Bring together all lines of the material below that contain the string "table".

#### Information provided

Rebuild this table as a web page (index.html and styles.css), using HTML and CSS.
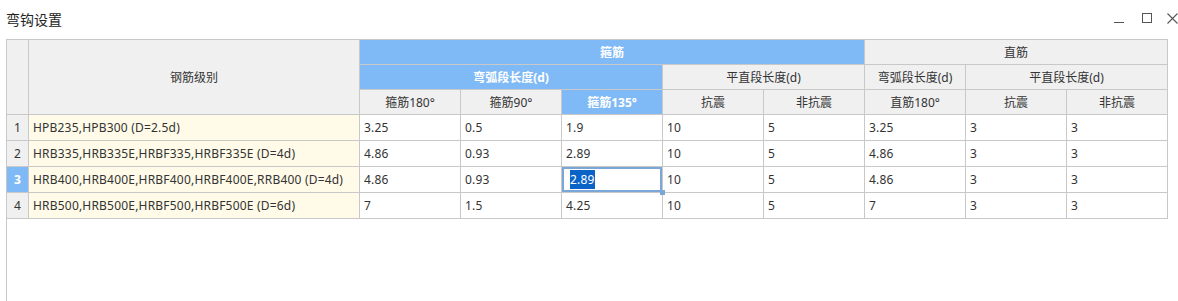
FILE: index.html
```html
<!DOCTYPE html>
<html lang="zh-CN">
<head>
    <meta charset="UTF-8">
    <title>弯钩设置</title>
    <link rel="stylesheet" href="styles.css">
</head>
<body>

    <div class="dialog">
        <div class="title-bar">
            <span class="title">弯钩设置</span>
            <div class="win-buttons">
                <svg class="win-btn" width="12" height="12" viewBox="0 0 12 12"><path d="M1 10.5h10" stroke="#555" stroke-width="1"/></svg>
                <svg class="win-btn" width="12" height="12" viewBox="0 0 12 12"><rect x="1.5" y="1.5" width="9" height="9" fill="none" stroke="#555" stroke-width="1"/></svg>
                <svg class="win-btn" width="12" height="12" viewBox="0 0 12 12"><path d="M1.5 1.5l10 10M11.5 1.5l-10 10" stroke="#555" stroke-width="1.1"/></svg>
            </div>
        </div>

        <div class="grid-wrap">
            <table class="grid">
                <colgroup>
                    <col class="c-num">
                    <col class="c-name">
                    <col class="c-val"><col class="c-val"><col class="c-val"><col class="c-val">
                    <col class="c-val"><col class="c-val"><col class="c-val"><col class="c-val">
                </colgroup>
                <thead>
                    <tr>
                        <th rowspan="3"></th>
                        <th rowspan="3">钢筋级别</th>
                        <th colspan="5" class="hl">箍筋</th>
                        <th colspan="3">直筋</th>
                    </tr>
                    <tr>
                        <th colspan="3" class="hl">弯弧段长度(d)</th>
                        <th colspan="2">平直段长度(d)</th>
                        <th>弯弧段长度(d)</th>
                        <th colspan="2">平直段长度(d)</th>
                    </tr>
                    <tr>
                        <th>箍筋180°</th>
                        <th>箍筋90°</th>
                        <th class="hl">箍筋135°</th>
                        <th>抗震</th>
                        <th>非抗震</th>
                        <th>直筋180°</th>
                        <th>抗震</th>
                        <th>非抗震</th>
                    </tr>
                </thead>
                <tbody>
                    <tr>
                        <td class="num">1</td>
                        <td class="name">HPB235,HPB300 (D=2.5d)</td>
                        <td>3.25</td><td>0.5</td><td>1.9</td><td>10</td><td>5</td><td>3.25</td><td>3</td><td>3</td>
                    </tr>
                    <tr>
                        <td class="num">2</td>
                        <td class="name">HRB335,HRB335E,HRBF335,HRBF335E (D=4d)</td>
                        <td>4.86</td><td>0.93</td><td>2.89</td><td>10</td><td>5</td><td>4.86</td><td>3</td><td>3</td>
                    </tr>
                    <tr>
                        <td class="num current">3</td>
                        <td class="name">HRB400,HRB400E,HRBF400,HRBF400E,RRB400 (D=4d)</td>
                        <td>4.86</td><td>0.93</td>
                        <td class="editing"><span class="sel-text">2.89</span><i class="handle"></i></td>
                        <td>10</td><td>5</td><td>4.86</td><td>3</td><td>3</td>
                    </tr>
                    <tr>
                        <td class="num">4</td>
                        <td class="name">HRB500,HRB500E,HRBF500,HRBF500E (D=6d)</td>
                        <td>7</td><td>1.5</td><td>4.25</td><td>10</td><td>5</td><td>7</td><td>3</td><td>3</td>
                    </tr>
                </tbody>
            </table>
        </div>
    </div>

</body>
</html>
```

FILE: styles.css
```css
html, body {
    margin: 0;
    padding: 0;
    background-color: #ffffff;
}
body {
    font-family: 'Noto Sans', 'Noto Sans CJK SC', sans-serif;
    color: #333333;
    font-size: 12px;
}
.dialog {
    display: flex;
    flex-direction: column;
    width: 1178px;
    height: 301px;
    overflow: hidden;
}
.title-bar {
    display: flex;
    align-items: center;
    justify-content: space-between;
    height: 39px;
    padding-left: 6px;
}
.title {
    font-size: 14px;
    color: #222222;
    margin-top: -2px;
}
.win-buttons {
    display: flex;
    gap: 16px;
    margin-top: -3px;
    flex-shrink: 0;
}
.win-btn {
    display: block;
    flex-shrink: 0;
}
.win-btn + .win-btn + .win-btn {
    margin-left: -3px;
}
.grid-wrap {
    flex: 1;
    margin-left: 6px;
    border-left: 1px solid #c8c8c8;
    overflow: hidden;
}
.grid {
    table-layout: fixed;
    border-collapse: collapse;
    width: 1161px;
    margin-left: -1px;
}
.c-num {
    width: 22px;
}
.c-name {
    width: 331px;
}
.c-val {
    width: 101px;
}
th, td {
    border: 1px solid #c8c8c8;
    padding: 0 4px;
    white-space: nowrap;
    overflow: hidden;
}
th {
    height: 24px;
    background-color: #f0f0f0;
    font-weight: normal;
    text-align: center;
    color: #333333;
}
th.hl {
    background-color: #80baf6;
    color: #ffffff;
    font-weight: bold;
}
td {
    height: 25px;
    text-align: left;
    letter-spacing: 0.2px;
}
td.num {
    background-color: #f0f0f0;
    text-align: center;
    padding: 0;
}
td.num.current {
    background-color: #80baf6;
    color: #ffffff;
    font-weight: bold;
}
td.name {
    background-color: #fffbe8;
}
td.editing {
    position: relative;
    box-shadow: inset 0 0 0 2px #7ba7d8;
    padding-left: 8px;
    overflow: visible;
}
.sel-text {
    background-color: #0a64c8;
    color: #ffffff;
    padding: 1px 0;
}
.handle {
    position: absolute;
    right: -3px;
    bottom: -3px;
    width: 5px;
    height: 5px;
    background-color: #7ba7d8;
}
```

########

Written reply:
Rebuild this table as a web page (index.html and styles.css), using HTML and CSS.
            <table class="grid">
            </table>
    table-layout: fixed;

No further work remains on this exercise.